━━ INFORMATION SHOWN
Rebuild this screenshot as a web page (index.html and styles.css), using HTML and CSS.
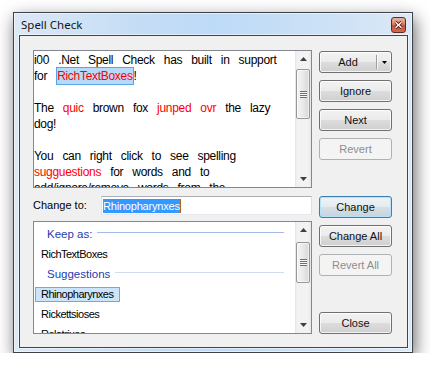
FILE: index.html
```html
<!DOCTYPE html>
<html lang="en">
<head>
  <meta charset="UTF-8" />
  <meta name="viewport" content="width=device-width, initial-scale=1.0"/>
  <title>Spell Check</title>
  <link rel="stylesheet" href="styles.css">
</head>
<body>
  <div class="window">
    <div class="titlebar">
      <span class="title">Spell Check</span>
      <span class="close">
        <svg width="9" height="8" viewBox="0 0 9 8">
          <path d="M1.5 1.2l6 5.6M7.5 1.2l-6 5.6" stroke="#4b1b12" stroke-width="3" fill="none"/>
          <path d="M1.5 1.2l6 5.6M7.5 1.2l-6 5.6" stroke="#fff" stroke-width="1.4" fill="none"/>
        </svg>
      </span>
    </div>

    <div class="client">
      <div class="row top">
        <div class="box textbox">
          <div class="text">
            i00 .Net Spell Check has built in support<br>
            for <span class="hl">RichTextBoxes</span>!<br>
            <br>
            The <span class="err">quic</span> brown fox <span class="err">junped ovr</span> the lazy<br>
            dog!<br>
            <br>
            You can right click to see spelling<br>
            <span class="err">sugguestions</span> for words and to<br>
            add/ignore/remove words from the
          </div>
          <div class="vscroll">
            <div class="sb-btn"><svg width="7" height="4"><polygon points="3.5,0 7,4 0,4" fill="#404040"/></svg></div>
            <div class="thumb thumb-text"><div class="grip"></div></div>
            <div class="sb-space"></div>
            <div class="sb-btn"><svg width="7" height="4"><polygon points="0,0 7,0 3.5,4" fill="#404040"/></svg></div>
          </div>
        </div>
        <div class="side">
          <div class="btn split">
            <span class="btn-label">Add</span>
            <span class="sep"></span>
            <span class="caret"><svg width="5" height="3"><polygon points="0,0 5,0 2.5,3" fill="#000"/></svg></span>
          </div>
          <div class="btn">Ignore</div>
          <div class="btn">Next</div>
          <div class="btn disabled">Revert</div>
        </div>
      </div>

      <div class="row change">
        <label class="label">Change to:</label>
        <div class="input"><span class="selected">Rhinopharynxes</span><span class="cursor"></span></div>
        <div class="btn default">Change</div>
      </div>

      <div class="row bottom">
        <div class="box listbox">
          <div class="items">
            <div class="group">Keep as:</div>
            <div class="item">RichTextBoxes</div>
            <div class="group light">Suggestions</div>
            <div class="item sel"><span>Rhinopharynxes</span></div>
            <div class="item">Rickettsioses</div>
            <div class="item">Relatrixes</div>
          </div>
          <div class="vscroll">
            <div class="sb-btn"><svg width="7" height="4"><polygon points="3.5,0 7,4 0,4" fill="#404040"/></svg></div>
            <div class="thumb thumb-list"><div class="grip"></div></div>
            <div class="sb-space"></div>
            <div class="sb-btn"><svg width="7" height="4"><polygon points="0,0 7,0 3.5,4" fill="#404040"/></svg></div>
          </div>
        </div>
        <div class="side">
          <div class="btn">Change All</div>
          <div class="btn disabled">Revert All</div>
          <div class="btn close-btn">Close</div>
        </div>
      </div>
    </div>
  </div>
</body>
</html>
```

FILE: styles.css
```css
body {
  margin: 0;
  background: #fff;
  font-family: "Liberation Sans", Arial, sans-serif;
}
.window {
  margin: 12px 0 0 13px;
  width: 400px;
  height: 341px;
  box-sizing: border-box;
  border: 1px solid #3e4247;
  background: linear-gradient(to right, #dbe8f6 0%, #c6ddf5 30%, #bddaf7 50%, #cce1f6 78%, #dbe9f7 100%);
  box-shadow: inset 0 0 0 1px rgba(255,255,255,0.55), 2px 6px 16px rgba(0,0,0,0.6);
  display: flex;
  flex-direction: column;
}
.titlebar {
  height: 22px;
  display: flex;
  align-items: center;
  padding: 0 6px 0 7px;
}
.title {
  font-family: "Noto Sans", sans-serif;
  font-size: 11.5px;
  color: #151515;
}
.close {
  margin-left: auto;
  align-self: flex-start;
  margin-top: 4px;
  width: 15px;
  height: 16px;
  box-sizing: border-box;
  border: 1px solid #5e2b20;
  border-radius: 3px;
  background: linear-gradient(#ebb3a2 0%, #da8169 45%, #c6543a 52%, #d6694d 100%);
  display: flex;
  align-items: center;
  justify-content: center;
}
.client {
  flex: 1;
  margin: 0 4px 4px 5px;
  border: 1px solid #454545;
  background: #f0f0f0;
  padding: 14px 0 0 13px;
  box-shadow: 0 0 0 1px rgba(255,255,255,0.5);
}
.row {
  display: flex;
  gap: 7px;
}
.box {
  box-sizing: border-box;
  width: 279px;
  border: 1px solid #828790;
  background: #fff;
  display: flex;
}
.textbox {
  height: 138px;
}
.text {
  flex: 1;
  overflow: hidden;
  white-space: nowrap;
  padding-top: 1px;
  font-size: 12px;
  line-height: 16px;
  letter-spacing: -0.3px;
  word-spacing: 6px;
  color: #000;
}
.err {
  color: #f00;
}
.hl {
  color: #f00;
  background: #b8d9f7;
  border: 1px solid #5ea2e6;
  padding: 1px 0;
}
.vscroll {
  width: 16px;
  display: flex;
  flex-direction: column;
  background: linear-gradient(to right, #e3e3e3 0, #f2f2f2 2px, #f3f3f3 13px, #e8e8e8 16px);
}
.sb-btn {
  height: 16px;
  display: flex;
  align-items: center;
  justify-content: center;
}
.sb-space {
  flex: 1;
}
.thumb {
  margin: 2px 1px 0 1px;
  box-sizing: border-box;
  border: 1px solid #979797;
  border-radius: 2px;
  background: linear-gradient(to right, #f4f4f4, #e9e9e9 50%, #d7d7d7);
  box-shadow: inset 0 0 0 1px rgba(255,255,255,0.6);
  display: flex;
  align-items: center;
  justify-content: center;
}
.thumb-text {
  height: 50px;
}
.thumb-list {
  margin-top: 4px;
  height: 41px;
}
.grip {
  width: 7px;
  height: 7px;
  background: repeating-linear-gradient(#6f6f6f 0 1px, #f8f8f8 1px 2px);
}
.side {
  width: 73px;
  display: flex;
  flex-direction: column;
  gap: 7px;
}
.top .side {
  padding-top: 1px;
}
.btn {
  box-sizing: border-box;
  width: 73px;
  height: 22px;
  border: 1px solid #707070;
  border-radius: 3px;
  background: linear-gradient(#f2f2f2 0%, #ebebeb 50%, #dddddd 50%, #cfcfcf 100%);
  box-shadow: inset 0 0 0 1px rgba(255,255,255,0.75);
  font-size: 11px;
  font-weight: 400;
  line-height: 20px;
  text-align: center;
  color: #111;
}
.btn.disabled {
  border-color: #adb2b5;
  background: #f4f4f4;
  box-shadow: none;
  color: #8d8d8d;
}
.btn.default {
  border-color: #3c7fb1;
  box-shadow: inset 0 0 0 1px #b4e2f8;
  background: linear-gradient(#eef3f6 0%, #e4ebf0 50%, #d5dfe6 50%, #c8d4dd 100%);
}
.split {
  display: flex;
  align-items: center;
}
.btn-label {
  flex: 1;
  text-align: center;
}
.sep {
  width: 1px;
  height: 14px;
  background: #9c9c9c;
  box-shadow: 1px 0 0 #fafafa;
}
.caret {
  width: 14px;
  display: flex;
  justify-content: center;
}
.change {
  margin-top: 8px;
  gap: 0;
}
.label {
  width: 68px;
  height: 19px;
  line-height: 19px;
  font-size: 11px;
  color: #000;
}
.input {
  box-sizing: border-box;
  width: 211px;
  height: 19px;
  padding: 1px;
  border: 1px solid;
  border-color: #abadb3 #dbdfe6 #e3e9ef #e2e3ea;
  background: #fff;
  display: flex;
  align-items: center;
}
.selected {
  background: #3399ff;
  color: #fff;
  font-size: 11px;
  letter-spacing: -0.2px;
  line-height: 14px;
}
.cursor {
  width: 1px;
  height: 14px;
  background: #b5651d;
}
.change .btn {
  margin-left: 7px;
}
.bottom {
  margin-top: 3px;
}
.listbox {
  height: 113px;
}
.items {
  flex: 1;
  overflow: hidden;
  padding-top: 2px;
}
.group {
  height: 20px;
  display: flex;
  align-items: center;
  padding: 0 11px 0 13px;
  font-size: 11.5px;
  color: #2440ad;
}
.group::after {
  content: "";
  flex: 1;
  height: 1px;
  margin: 0 0 4px 5px;
  background: #a3bbe6;
}
.group.light::after {
  background: #d0dcf0;
}
.item {
  height: 20px;
  display: flex;
  align-items: center;
  padding-left: 7px;
  font-size: 11px;
  letter-spacing: -0.5px;
  color: #000;
}
.item.sel span {
  margin-left: -6px;
  padding: 0 5px;
  line-height: 13px;
  border: 1px solid #6aaae8;
  background: #cde5fa;
}
.bottom .side {
  padding-top: 4px;
}
.close-btn {
  margin-top: auto;
}
```
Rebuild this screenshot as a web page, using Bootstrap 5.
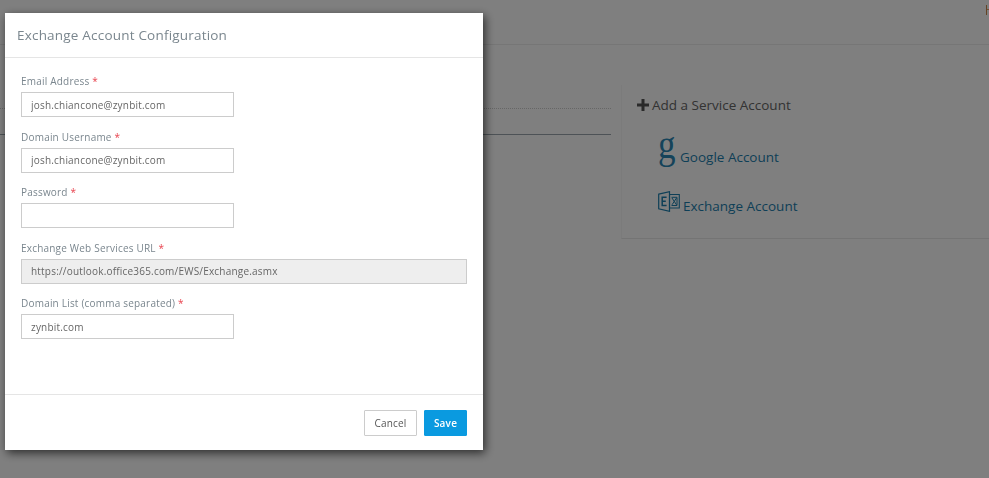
<!DOCTYPE html>
<html lang="en">
<head>
<meta charset="utf-8">
<title>Exchange Account Configuration</title>
<link href="https://cdn.jsdelivr.net/npm/bootstrap@5.3.0/dist/css/bootstrap.min.css" rel="stylesheet">
<style>
html,body{height:478px;overflow:hidden}
body{font-family:"Open Sans",sans-serif;background:#fff;color:#333}
.pg-top{height:45px;border-bottom:1px solid #ececec;display:flex;justify-content:flex-end;padding-top:5px}
.pg-flag{width:3px;height:10px;border-left:1px solid #c98748;background:linear-gradient(#e0a268,#e0a268) 0 4px/100% 1px no-repeat;}
.pg-main{display:flex}
.pg-left{width:611px;flex:none}
.pg-dots{margin-top:63px;border-bottom:1px dotted #ccc;height:1px}
.pg-solid{margin-top:25px;border-bottom:1px solid #9aa5ac;height:1px}
.pg-right{margin:40px 0 0 10px;width:368px;height:154px;border-left:1px solid #f7f7f7;border-bottom:1px solid #e8e8e8;padding:10px 0 0 15px}
.svc-head{font-size:13.5px;line-height:20px;color:#666;display:flex;align-items:center;gap:3px}
.svc-plus{width:12px;height:12px;flex:none}
.svc-link{font-size:13.5px;line-height:20px;color:#1c7fae;text-decoration:none;display:flex;align-items:flex-end}
.svc-g{margin:13px 0 0 21px;height:39px}
.svc-glyph{display:block;font-family:"Liberation Serif",serif;font-size:35px;line-height:30px;height:39px;width:16px;margin-right:6px;color:#2a86b4;transform:scaleY(1.16);transform-origin:50% 0}
.svc-e{margin:24px 0 0 21px}
.svc-ico{width:22px;height:21px;margin-right:3px;margin-bottom:4px;flex:none}
.cfg-dialog{position:absolute;left:5px;top:13px;width:478px;height:437px;margin:0}
.cfg-dialog .modal-content{height:100%;background:#fff;border:0;border-radius:0;box-shadow:2px 3px 9px rgba(0,0,0,.65)}
.cfg-head{height:45px;padding:0 12px;border-bottom:1px solid #e5e5e5;border-radius:0}
.cfg-title{font-size:13.5px;line-height:20px;font-weight:400;color:#7a868e;letter-spacing:.2px;margin:0}
.cfg-body{padding:16px 16px 0;flex:1}
.cfg-group{height:55.5px}
.cfg-label{display:block;font-size:10px;line-height:15px;letter-spacing:.2px;color:#7a868e;margin-bottom:3px}
.cfg-req{color:#e8434e}
.cfg-input.form-control{width:213px;height:25px;min-height:0;padding:0 9px;font-size:10px;letter-spacing:.2px;line-height:23px;color:#666;background:#fff;border:1px solid #ccc;border-radius:0;font-family:inherit}
.cfg-input.cfg-wide{width:446px}
.cfg-input.form-control:disabled{background:#eee;opacity:1}
.cfg-foot{height:56px;padding:0 16px;border-top:1px solid #e5e5e5;border-radius:0;gap:7px}
.cfg-foot .btn{margin:0;height:26px;border-radius:1px;padding:0;font-size:10px;line-height:24px;letter-spacing:.2px}
.cfg-cancel{width:53px;border:1px solid #ccc;color:#555;background:#fff}
.cfg-foot .cfg-save{width:43px;border:1px solid #0a9ae0;background:#0a9ae0;color:#fff;font-weight:600}
</style>
</head>
<body>
<div class="pg-top"><span class="pg-flag"></span></div>
<div class="pg-main">
  <div class="pg-left">
    <div class="pg-dots"></div>
    <div class="pg-solid"></div>
  </div>
  <div class="pg-right">
    <div class="svc-head">
      <svg class="svc-plus" viewBox="0 0 12 12"><path d="M4.5 0h3v4.5H12v3H7.5V12h-3V7.5H0v-3h4.5z" fill="#555"/></svg>
      <span>Add a Service Account</span>
    </div>
    <a class="svc-link svc-g" href="#"><span class="svc-glyph">g</span><span>Google Account</span></a>
    <a class="svc-link svc-e" href="#">
      <svg class="svc-ico" viewBox="0 0 22 21" fill="none" stroke="#1c7fae"><path d="M.7 3.2 11.5.7v19.6L.7 17.8z" stroke-width="1.2"/><path d="M11.5 3.5h9.8v13.5H11.5z" stroke-width="1.1"/><path d="M8.6 6.2H4.2v8.2h4.4M4.2 10.2h3.6" stroke-width="1.5"/><path d="M13.5 6.3h5.5v8.2h-5.5M14 7l4.5 6.8M18.5 7 14 13.8" stroke-width="1"/></svg>
      <span>Exchange Account</span>
    </a>
  </div>
</div>

<div class="modal-backdrop show"></div>
<div class="modal d-block">
<div class="modal-dialog cfg-dialog">
  <div class="modal-content">
    <div class="modal-header cfg-head"><h5 class="modal-title cfg-title">Exchange Account Configuration</h5></div>
    <div class="modal-body cfg-body">
      <div class="cfg-group"><label class="cfg-label">Email Address <span class="cfg-req">*</span></label><input class="form-control cfg-input" value="josh.chiancone@zynbit.com"></div>
      <div class="cfg-group"><label class="cfg-label">Domain Username <span class="cfg-req">*</span></label><input class="form-control cfg-input" value="josh.chiancone@zynbit.com"></div>
      <div class="cfg-group"><label class="cfg-label">Password <span class="cfg-req">*</span></label><input class="form-control cfg-input" type="password"></div>
      <div class="cfg-group"><label class="cfg-label">Exchange Web Services URL <span class="cfg-req">*</span></label><input class="form-control cfg-input cfg-wide" disabled value="https://outlook.office365.com/EWS/Exchange.asmx"></div>
      <div class="cfg-group"><label class="cfg-label">Domain List (comma separated) <span class="cfg-req">*</span></label><input class="form-control cfg-input" value="zynbit.com"></div>
    </div>
    <div class="modal-footer cfg-foot">
      <button type="button" class="btn cfg-cancel">Cancel</button>
      <button type="button" class="btn cfg-save">Save</button>
    </div>
  </div>
</div>
</div>
<script src="https://cdn.jsdelivr.net/npm/bootstrap@5.3.0/dist/js/bootstrap.bundle.min.js"></script>
</body>
</html>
━━━━
# DIRECTIONS FOR THIS TASK:
Check each line of the records for the word "Rebuild" and extract those that contain it.

# SOLUTION BELOW:
Rebuild this screenshot as a web page (index.html and styles.css), using HTML and CSS.
Rebuild this screenshot as a web page, using Bootstrap 5.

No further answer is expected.